Эти суда, вернувшиеся из портов Красного моря еще в мае с началом летнего муссона, будут находиться в Бендер-Буруме до конца августа. В это время года они готовятся к отплытию в Индию или Базору, расположенную в глубине Персидского залива, куда они возят сахар, ткани, гончарные изделия, а также рабов. В Базоре они берут на борт финики, рис, пряности и возвращаются в Аден и другие порты Красного моря в октябре с попутным восточным муссоном.
Современные пароходы не могут соперничать с этими судами, которые берут крайне низкие цены за перевозку грузов, благодаря лучшему из моторов — ветру, благоприятствующему им от начала до конца рейса.

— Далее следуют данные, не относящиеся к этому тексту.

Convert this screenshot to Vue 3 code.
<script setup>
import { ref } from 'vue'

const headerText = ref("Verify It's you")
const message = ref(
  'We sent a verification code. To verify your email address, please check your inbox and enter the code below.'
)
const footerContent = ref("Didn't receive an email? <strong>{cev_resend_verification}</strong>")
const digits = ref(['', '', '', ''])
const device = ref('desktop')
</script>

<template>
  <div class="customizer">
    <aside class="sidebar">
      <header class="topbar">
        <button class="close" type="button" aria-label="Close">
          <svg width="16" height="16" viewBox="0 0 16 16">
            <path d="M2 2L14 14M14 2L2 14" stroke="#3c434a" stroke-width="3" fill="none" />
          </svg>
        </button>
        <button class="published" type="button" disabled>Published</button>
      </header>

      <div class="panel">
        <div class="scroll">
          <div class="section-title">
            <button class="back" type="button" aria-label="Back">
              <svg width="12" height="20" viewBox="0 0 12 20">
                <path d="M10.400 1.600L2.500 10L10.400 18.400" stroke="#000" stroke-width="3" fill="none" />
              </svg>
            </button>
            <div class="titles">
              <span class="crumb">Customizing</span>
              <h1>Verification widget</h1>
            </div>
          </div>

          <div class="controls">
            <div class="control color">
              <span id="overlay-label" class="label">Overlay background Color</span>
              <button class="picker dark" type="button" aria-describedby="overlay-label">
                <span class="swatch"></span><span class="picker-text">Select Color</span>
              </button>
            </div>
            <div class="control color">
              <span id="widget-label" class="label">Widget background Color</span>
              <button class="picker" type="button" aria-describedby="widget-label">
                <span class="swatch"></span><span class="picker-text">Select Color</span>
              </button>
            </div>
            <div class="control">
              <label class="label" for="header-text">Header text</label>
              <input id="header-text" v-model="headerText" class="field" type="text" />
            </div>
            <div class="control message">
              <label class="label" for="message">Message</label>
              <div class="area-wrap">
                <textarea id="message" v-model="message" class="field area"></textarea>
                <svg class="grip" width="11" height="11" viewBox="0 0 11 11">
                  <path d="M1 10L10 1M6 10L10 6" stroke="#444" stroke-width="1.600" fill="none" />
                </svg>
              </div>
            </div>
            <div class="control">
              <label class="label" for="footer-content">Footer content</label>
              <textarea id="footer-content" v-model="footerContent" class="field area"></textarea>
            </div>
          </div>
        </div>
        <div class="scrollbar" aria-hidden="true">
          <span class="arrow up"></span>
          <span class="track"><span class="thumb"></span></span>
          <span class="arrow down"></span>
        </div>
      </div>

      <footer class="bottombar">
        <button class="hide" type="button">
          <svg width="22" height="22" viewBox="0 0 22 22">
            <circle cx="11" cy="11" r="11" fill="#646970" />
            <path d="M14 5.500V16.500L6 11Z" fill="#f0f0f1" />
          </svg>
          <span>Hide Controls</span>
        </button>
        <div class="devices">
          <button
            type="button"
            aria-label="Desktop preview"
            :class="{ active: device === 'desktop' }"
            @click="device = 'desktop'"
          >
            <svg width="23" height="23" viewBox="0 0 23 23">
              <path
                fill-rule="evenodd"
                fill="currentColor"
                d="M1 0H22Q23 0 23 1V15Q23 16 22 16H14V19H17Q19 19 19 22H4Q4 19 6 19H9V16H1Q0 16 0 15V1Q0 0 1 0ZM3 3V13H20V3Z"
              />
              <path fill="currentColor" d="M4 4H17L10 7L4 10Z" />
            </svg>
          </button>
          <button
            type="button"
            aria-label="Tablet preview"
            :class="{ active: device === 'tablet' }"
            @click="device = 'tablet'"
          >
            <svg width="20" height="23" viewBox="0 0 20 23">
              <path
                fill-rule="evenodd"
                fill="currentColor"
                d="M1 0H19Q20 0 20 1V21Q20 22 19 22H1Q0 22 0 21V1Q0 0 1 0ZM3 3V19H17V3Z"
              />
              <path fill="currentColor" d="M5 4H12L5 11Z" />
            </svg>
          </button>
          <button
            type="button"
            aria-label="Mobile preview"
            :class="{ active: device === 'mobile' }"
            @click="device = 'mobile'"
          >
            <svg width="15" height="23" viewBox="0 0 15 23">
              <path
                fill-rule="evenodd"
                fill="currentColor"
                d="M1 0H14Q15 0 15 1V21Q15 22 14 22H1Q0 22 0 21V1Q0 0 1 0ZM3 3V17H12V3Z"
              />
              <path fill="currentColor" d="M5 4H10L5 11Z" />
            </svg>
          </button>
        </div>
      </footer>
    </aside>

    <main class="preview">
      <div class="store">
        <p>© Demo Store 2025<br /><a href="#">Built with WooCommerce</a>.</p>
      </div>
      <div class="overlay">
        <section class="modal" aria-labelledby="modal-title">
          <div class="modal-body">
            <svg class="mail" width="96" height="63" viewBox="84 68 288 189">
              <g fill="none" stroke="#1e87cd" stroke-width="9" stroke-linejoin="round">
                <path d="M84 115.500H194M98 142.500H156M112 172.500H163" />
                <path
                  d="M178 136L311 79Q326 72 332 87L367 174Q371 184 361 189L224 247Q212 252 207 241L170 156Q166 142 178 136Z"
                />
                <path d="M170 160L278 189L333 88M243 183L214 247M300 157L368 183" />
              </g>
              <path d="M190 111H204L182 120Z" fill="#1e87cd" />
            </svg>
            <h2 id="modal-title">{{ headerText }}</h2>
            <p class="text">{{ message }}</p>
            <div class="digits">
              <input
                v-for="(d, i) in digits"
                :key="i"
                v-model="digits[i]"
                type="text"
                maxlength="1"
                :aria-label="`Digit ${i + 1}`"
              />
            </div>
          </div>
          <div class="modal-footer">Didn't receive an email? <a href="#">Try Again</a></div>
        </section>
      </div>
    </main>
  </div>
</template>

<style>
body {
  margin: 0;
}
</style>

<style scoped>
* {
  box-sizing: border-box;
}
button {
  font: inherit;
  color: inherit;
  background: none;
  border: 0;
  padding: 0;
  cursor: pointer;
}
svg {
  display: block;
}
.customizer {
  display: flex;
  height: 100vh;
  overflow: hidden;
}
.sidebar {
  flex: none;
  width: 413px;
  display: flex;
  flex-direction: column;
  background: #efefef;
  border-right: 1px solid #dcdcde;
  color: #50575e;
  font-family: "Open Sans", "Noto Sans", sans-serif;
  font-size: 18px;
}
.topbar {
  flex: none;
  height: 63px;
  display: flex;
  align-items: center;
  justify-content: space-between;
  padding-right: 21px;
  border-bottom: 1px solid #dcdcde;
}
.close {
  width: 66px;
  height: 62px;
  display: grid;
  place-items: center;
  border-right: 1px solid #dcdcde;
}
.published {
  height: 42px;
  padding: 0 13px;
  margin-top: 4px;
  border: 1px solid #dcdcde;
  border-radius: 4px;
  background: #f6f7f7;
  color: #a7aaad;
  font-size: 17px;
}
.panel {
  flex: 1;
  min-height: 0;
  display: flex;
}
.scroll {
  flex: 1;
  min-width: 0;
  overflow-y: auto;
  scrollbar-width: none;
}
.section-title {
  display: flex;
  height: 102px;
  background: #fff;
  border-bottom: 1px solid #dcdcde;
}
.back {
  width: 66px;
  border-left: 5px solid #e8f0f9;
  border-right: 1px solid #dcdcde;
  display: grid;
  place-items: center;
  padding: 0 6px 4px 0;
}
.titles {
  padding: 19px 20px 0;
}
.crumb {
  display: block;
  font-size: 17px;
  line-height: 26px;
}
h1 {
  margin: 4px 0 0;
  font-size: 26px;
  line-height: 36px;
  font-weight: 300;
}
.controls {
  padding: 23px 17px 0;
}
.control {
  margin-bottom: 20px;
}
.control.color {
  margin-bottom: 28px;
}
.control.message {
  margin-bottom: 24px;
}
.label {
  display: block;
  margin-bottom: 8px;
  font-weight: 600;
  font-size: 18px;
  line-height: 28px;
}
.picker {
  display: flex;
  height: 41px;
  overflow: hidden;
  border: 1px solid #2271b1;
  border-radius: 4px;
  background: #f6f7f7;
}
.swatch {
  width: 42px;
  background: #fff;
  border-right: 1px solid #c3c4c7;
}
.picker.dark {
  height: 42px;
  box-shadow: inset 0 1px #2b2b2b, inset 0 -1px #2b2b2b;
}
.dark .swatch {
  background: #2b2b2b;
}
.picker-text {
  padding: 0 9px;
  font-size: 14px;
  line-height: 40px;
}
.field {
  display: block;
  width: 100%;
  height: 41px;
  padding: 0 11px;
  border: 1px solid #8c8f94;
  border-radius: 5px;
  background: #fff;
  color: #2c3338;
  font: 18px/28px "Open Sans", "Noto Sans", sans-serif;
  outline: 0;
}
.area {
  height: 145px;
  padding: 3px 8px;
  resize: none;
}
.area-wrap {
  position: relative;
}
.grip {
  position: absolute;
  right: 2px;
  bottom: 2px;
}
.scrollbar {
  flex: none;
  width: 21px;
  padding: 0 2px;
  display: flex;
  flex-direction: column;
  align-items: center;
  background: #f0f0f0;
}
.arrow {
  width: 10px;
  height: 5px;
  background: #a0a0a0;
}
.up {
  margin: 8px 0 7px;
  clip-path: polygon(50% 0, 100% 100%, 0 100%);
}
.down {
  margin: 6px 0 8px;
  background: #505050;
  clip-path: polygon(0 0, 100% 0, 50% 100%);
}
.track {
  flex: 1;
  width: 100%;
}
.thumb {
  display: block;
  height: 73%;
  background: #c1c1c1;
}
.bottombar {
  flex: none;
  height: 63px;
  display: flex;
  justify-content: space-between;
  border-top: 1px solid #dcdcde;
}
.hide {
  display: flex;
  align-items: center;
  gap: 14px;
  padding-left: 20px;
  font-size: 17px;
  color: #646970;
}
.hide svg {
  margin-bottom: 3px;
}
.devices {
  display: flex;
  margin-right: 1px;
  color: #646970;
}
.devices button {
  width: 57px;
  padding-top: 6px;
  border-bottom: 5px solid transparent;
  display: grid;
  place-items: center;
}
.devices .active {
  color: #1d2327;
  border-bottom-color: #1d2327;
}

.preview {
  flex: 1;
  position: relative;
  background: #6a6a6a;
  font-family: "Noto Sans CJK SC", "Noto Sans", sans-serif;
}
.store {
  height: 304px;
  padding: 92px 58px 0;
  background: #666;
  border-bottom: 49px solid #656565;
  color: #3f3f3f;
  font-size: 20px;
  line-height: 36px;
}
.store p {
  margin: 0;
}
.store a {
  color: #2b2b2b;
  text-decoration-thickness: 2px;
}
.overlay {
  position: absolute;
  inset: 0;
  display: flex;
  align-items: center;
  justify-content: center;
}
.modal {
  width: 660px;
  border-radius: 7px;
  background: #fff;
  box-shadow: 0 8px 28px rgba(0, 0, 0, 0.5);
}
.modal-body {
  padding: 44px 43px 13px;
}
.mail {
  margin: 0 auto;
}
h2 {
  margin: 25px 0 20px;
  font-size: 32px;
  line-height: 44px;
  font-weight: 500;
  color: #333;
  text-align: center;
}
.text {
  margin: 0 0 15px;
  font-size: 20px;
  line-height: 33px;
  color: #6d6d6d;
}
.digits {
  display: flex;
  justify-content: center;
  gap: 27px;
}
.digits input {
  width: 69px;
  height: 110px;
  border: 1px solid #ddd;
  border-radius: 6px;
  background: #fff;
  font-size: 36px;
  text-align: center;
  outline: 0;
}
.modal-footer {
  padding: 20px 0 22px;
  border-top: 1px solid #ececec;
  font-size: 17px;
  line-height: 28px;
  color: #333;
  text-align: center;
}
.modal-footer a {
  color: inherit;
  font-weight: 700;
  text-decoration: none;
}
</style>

Это довольно большие корабли водоизмещением в пятьсот-шестьсот тонн, построенные с расчетом на попутный ветер, с высоко поднятой кормой для защиты от волн. Здесь же, на корме, расположена каюта капитана и других членов командного состава: серинжа, рубана и приближенных накуды.
Серинж является доверенным лицом судовладельца и выполняет обязанности интенданта нашего старого парусного флота. Отношение экипажа к омерзительным личностям, ведающим распределением продуктов, выражено в морской песенке:
Это, как правило, уродливые, грязные, нечистоплотные люди, избегающие воды, в основном рабы или рабы, получившие вольную, большей частью евнухи, ибо богатые арабы гораздо охотнее оказывают доверие тем, покой чьих сердец уже нельзя смутить.
Накуда — капитан корабля — старый моряк, выросший между небом и водой на шаткой вонючей палубе отцовского парусника. Он носит бороду, крашенную хной. С четырех лет он начал бороздить море и попадал в разные переделки: садился на мель, тонул и т. д. В юности он занимался добычей жемчуга и ловлей моллюсков, провозил различную контрабанду, из-за чего не раз попадал в тюрьму в английских портах. Он говорит о тюрьмах как о более или менее престижных гостиницах, где можно довольно дешево отдохнуть.